▸ **DIRECTIVE**
Set down each line of the data below exactly as it stands, dropping the pictures.

▸ **DATA SECTION**
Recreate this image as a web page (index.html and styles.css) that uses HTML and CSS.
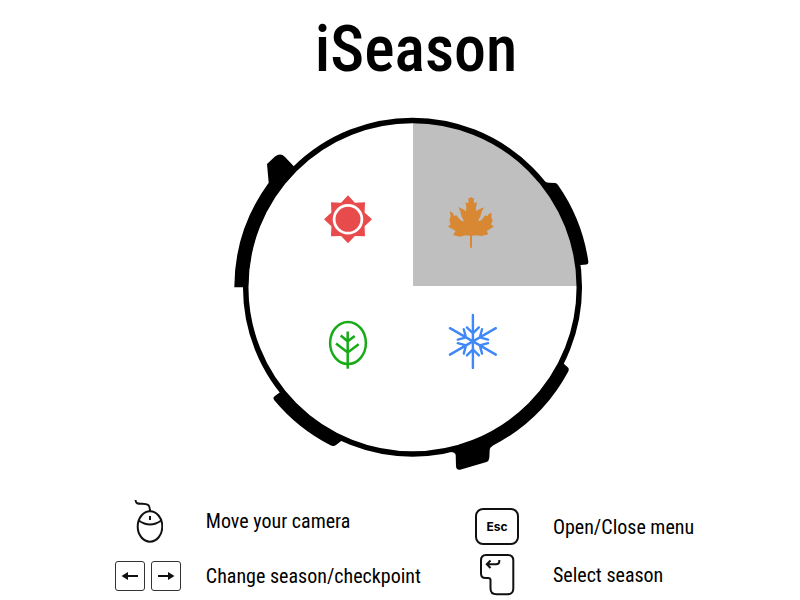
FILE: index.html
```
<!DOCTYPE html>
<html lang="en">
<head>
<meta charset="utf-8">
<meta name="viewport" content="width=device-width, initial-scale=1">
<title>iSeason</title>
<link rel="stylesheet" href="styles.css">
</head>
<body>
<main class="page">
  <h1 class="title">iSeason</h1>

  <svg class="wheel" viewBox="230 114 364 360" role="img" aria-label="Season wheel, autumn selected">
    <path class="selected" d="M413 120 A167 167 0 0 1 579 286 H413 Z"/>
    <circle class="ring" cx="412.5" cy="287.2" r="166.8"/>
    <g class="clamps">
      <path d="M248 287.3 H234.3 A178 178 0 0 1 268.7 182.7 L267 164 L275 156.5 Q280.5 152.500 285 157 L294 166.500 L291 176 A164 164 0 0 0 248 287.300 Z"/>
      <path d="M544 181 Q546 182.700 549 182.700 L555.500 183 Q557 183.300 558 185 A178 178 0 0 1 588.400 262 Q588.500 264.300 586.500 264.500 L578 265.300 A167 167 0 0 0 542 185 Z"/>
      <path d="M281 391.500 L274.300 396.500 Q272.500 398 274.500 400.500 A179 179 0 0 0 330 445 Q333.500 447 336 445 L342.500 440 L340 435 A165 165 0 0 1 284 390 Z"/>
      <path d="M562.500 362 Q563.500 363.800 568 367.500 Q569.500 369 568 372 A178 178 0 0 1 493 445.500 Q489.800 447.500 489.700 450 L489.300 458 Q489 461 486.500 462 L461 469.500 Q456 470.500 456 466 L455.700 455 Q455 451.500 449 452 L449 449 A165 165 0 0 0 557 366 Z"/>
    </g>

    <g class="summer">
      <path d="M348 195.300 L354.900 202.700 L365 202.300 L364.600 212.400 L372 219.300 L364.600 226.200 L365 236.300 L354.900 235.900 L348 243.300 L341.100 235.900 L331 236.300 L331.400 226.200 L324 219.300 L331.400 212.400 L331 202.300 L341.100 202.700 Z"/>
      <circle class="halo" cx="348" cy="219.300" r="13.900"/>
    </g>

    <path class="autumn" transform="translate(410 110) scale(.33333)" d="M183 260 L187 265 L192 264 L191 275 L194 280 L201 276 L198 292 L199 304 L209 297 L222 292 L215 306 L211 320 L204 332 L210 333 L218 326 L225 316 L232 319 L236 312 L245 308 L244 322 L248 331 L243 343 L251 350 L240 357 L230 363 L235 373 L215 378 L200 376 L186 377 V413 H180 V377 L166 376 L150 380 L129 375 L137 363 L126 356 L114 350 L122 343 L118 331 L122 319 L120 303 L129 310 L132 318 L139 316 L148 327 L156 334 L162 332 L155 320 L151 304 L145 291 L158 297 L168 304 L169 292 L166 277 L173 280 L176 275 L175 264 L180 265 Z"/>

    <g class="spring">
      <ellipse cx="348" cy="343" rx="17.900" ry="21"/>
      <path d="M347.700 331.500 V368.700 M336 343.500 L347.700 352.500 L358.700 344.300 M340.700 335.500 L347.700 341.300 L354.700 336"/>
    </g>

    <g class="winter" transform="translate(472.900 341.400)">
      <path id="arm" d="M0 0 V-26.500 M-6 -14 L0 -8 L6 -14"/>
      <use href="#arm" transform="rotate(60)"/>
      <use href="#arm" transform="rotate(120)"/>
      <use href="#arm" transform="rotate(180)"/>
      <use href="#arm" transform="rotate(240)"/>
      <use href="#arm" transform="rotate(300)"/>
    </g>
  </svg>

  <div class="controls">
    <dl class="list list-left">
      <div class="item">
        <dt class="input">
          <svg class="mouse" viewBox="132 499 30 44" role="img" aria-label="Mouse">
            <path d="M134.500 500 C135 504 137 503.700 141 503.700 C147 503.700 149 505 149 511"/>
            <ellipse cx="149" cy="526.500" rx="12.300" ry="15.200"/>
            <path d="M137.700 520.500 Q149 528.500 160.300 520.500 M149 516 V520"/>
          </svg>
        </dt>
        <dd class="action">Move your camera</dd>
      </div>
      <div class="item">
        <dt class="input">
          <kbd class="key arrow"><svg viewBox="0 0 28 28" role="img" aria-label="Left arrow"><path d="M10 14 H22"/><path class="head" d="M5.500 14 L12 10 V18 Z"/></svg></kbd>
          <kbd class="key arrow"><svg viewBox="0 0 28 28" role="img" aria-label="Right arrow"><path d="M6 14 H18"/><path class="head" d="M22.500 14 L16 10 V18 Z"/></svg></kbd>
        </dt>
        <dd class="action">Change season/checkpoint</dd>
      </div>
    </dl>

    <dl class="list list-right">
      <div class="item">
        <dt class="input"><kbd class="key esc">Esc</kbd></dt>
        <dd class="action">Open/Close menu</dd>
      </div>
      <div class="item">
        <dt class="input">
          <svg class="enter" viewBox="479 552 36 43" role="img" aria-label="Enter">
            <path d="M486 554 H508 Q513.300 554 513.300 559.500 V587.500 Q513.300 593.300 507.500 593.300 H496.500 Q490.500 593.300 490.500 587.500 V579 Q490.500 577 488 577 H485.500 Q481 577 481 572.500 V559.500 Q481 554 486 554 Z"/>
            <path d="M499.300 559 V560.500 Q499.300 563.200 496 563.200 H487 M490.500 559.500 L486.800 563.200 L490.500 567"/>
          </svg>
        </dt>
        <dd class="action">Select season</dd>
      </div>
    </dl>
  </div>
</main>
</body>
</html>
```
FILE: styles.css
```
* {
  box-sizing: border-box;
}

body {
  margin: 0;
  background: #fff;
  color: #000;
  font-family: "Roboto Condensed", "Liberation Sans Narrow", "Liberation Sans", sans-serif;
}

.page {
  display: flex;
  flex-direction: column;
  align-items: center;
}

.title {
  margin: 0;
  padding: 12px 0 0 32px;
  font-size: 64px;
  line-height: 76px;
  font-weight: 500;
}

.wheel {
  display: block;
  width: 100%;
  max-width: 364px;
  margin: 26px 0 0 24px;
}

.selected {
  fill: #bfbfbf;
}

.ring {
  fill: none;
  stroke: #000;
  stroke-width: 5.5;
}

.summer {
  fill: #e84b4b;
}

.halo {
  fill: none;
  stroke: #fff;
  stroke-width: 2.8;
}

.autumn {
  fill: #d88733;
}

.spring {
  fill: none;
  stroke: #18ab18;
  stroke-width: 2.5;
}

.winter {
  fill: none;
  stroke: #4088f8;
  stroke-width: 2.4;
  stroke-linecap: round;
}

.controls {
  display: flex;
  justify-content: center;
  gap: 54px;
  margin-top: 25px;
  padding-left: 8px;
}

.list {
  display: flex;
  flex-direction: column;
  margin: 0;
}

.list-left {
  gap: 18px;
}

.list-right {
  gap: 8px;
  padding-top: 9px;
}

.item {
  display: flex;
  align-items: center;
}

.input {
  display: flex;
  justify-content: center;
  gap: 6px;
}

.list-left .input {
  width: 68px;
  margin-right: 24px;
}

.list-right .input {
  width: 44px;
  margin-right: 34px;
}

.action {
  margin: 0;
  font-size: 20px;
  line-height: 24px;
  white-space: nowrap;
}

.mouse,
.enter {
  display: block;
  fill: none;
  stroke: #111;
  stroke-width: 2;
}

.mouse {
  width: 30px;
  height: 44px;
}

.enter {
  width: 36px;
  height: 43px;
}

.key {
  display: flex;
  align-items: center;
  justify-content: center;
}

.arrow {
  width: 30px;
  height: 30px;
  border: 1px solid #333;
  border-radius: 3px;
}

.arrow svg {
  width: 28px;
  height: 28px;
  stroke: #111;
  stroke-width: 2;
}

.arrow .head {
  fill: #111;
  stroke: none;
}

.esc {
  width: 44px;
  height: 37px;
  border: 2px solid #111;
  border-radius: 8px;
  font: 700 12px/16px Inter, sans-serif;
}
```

▸ **THE ANSWER**
Recreate this image as a web page (index.html and styles.css) that uses HTML and CSS.
FILE: index.html
```
<!DOCTYPE html>
<html lang="en">
<head>
<meta charset="utf-8">
<meta name="viewport" content="width=device-width, initial-scale=1">
<title>iSeason</title>
<link rel="stylesheet" href="styles.css">
</head>
<body>
<main class="page">
  <h1 class="title">iSeason</h1>

  <svg class="wheel" viewBox="230 114 364 360" role="img" aria-label="Season wheel, autumn selected">
    <path class="selected" d="M413 120 A167 167 0 0 1 579 286 H413 Z"/>
    <circle class="ring" cx="412.5" cy="287.2" r="166.8"/>
    <g class="clamps">
      <path d="M248 287.3 H234.3 A178 178 0 0 1 268.7 182.7 L267 164 L275 156.5 Q280.5 152.500 285 157 L294 166.500 L291 176 A164 164 0 0 0 248 287.300 Z"/>
      <path d="M544 181 Q546 182.700 549 182.700 L555.500 183 Q557 183.300 558 185 A178 178 0 0 1 588.400 262 Q588.500 264.300 586.500 264.500 L578 265.300 A167 167 0 0 0 542 185 Z"/>
      <path d="M281 391.500 L274.300 396.500 Q272.500 398 274.500 400.500 A179 179 0 0 0 330 445 Q333.500 447 336 445 L342.500 440 L340 435 A165 165 0 0 1 284 390 Z"/>
      <path d="M562.500 362 Q563.500 363.800 568 367.500 Q569.500 369 568 372 A178 178 0 0 1 493 445.500 Q489.800 447.500 489.700 450 L489.300 458 Q489 461 486.500 462 L461 469.500 Q456 470.500 456 466 L455.700 455 Q455 451.500 449 452 L449 449 A165 165 0 0 0 557 366 Z"/>
    </g>

    <g class="summer">
      <path d="M348 195.300 L354.900 202.700 L365 202.300 L364.600 212.400 L372 219.300 L364.600 226.200 L365 236.300 L354.900 235.900 L348 243.300 L341.100 235.900 L331 236.300 L331.400 226.200 L324 219.300 L331.400 212.400 L331 202.300 L341.100 202.700 Z"/>
      <circle class="halo" cx="348" cy="219.300" r="13.900"/>
    </g>

    <path class="autumn" transform="translate(410 110) scale(.33333)" d="M183 260 L187 265 L192 264 L191 275 L194 280 L201 276 L198 292 L199 304 L209 297 L222 292 L215 306 L211 320 L204 332 L210 333 L218 326 L225 316 L232 319 L236 312 L245 308 L244 322 L248 331 L243 343 L251 350 L240 357 L230 363 L235 373 L215 378 L200 376 L186 377 V413 H180 V377 L166 376 L150 380 L129 375 L137 363 L126 356 L114 350 L122 343 L118 331 L122 319 L120 303 L129 310 L132 318 L139 316 L148 327 L156 334 L162 332 L155 320 L151 304 L145 291 L158 297 L168 304 L169 292 L166 277 L173 280 L176 275 L175 264 L180 265 Z"/>

    <g class="spring">
      <ellipse cx="348" cy="343" rx="17.900" ry="21"/>
      <path d="M347.700 331.500 V368.700 M336 343.500 L347.700 352.500 L358.700 344.300 M340.700 335.500 L347.700 341.300 L354.700 336"/>
    </g>

    <g class="winter" transform="translate(472.900 341.400)">
      <path id="arm" d="M0 0 V-26.500 M-6 -14 L0 -8 L6 -14"/>
      <use href="#arm" transform="rotate(60)"/>
      <use href="#arm" transform="rotate(120)"/>
      <use href="#arm" transform="rotate(180)"/>
      <use href="#arm" transform="rotate(240)"/>
      <use href="#arm" transform="rotate(300)"/>
    </g>
  </svg>

  <div class="controls">
    <dl class="list list-left">
      <div class="item">
        <dt class="input">
          <svg class="mouse" viewBox="132 499 30 44" role="img" aria-label="Mouse">
            <path d="M134.500 500 C135 504 137 503.700 141 503.700 C147 503.700 149 505 149 511"/>
            <ellipse cx="149" cy="526.500" rx="12.300" ry="15.200"/>
            <path d="M137.700 520.500 Q149 528.500 160.300 520.500 M149 516 V520"/>
          </svg>
        </dt>
        <dd class="action">Move your camera</dd>
      </div>
      <div class="item">
        <dt class="input">
          <kbd class="key arrow"><svg viewBox="0 0 28 28" role="img" aria-label="Left arrow"><path d="M10 14 H22"/><path class="head" d="M5.500 14 L12 10 V18 Z"/></svg></kbd>
          <kbd class="key arrow"><svg viewBox="0 0 28 28" role="img" aria-label="Right arrow"><path d="M6 14 H18"/><path class="head" d="M22.500 14 L16 10 V18 Z"/></svg></kbd>
        </dt>
        <dd class="action">Change season/checkpoint</dd>
      </div>
    </dl>

    <dl class="list list-right">
      <div class="item">
        <dt class="input"><kbd class="key esc">Esc</kbd></dt>
        <dd class="action">Open/Close menu</dd>
      </div>
      <div class="item">
        <dt class="input">
          <svg class="enter" viewBox="479 552 36 43" role="img" aria-label="Enter">
            <path d="M486 554 H508 Q513.300 554 513.300 559.500 V587.500 Q513.300 593.300 507.500 593.300 H496.500 Q490.500 593.300 490.500 587.500 V579 Q490.500 577 488 577 H485.500 Q481 577 481 572.500 V559.500 Q481 554 486 554 Z"/>
            <path d="M499.300 559 V560.500 Q499.300 563.200 496 563.200 H487 M490.500 559.500 L486.800 563.200 L490.500 567"/>
          </svg>
        </dt>
        <dd class="action">Select season</dd>
      </div>
    </dl>
  </div>
</main>
</body>
</html>
```
FILE: styles.css
```
* {
  box-sizing: border-box;
}

body {
  margin: 0;
  background: #fff;
  color: #000;
  font-family: "Roboto Condensed", "Liberation Sans Narrow", "Liberation Sans", sans-serif;
}

.page {
  display: flex;
  flex-direction: column;
  align-items: center;
}

.title {
  margin: 0;
  padding: 12px 0 0 32px;
  font-size: 64px;
  line-height: 76px;
  font-weight: 500;
}

.wheel {
  display: block;
  width: 100%;
  max-width: 364px;
  margin: 26px 0 0 24px;
}

.selected {
  fill: #bfbfbf;
}

.ring {
  fill: none;
  stroke: #000;
  stroke-width: 5.5;
}

.summer {
  fill: #e84b4b;
}

.halo {
  fill: none;
  stroke: #fff;
  stroke-width: 2.8;
}

.autumn {
  fill: #d88733;
}

.spring {
  fill: none;
  stroke: #18ab18;
  stroke-width: 2.5;
}

.winter {
  fill: none;
  stroke: #4088f8;
  stroke-width: 2.4;
  stroke-linecap: round;
}

.controls {
  display: flex;
  justify-content: center;
  gap: 54px;
  margin-top: 25px;
  padding-left: 8px;
}

.list {
  display: flex;
  flex-direction: column;
  margin: 0;
}

.list-left {
  gap: 18px;
}

.list-right {
  gap: 8px;
  padding-top: 9px;
}

.item {
  display: flex;
  align-items: center;
}

.input {
  display: flex;
  justify-content: center;
  gap: 6px;
}

.list-left .input {
  width: 68px;
  margin-right: 24px;
}

.list-right .input {
  width: 44px;
  margin-right: 34px;
}

.action {
  margin: 0;
  font-size: 20px;
  line-height: 24px;
  white-space: nowrap;
}

.mouse,
.enter {
  display: block;
  fill: none;
  stroke: #111;
  stroke-width: 2;
}

.mouse {
  width: 30px;
  height: 44px;
}

.enter {
  width: 36px;
  height: 43px;
}

.key {
  display: flex;
  align-items: center;
  justify-content: center;
}

.arrow {
  width: 30px;
  height: 30px;
  border: 1px solid #333;
  border-radius: 3px;
}

.arrow svg {
  width: 28px;
  height: 28px;
  stroke: #111;
  stroke-width: 2;
}

.arrow .head {
  fill: #111;
  stroke: none;
}

.esc {
  width: 44px;
  height: 37px;
  border: 2px solid #111;
  border-radius: 8px;
  font: 700 12px/16px Inter, sans-serif;
}
```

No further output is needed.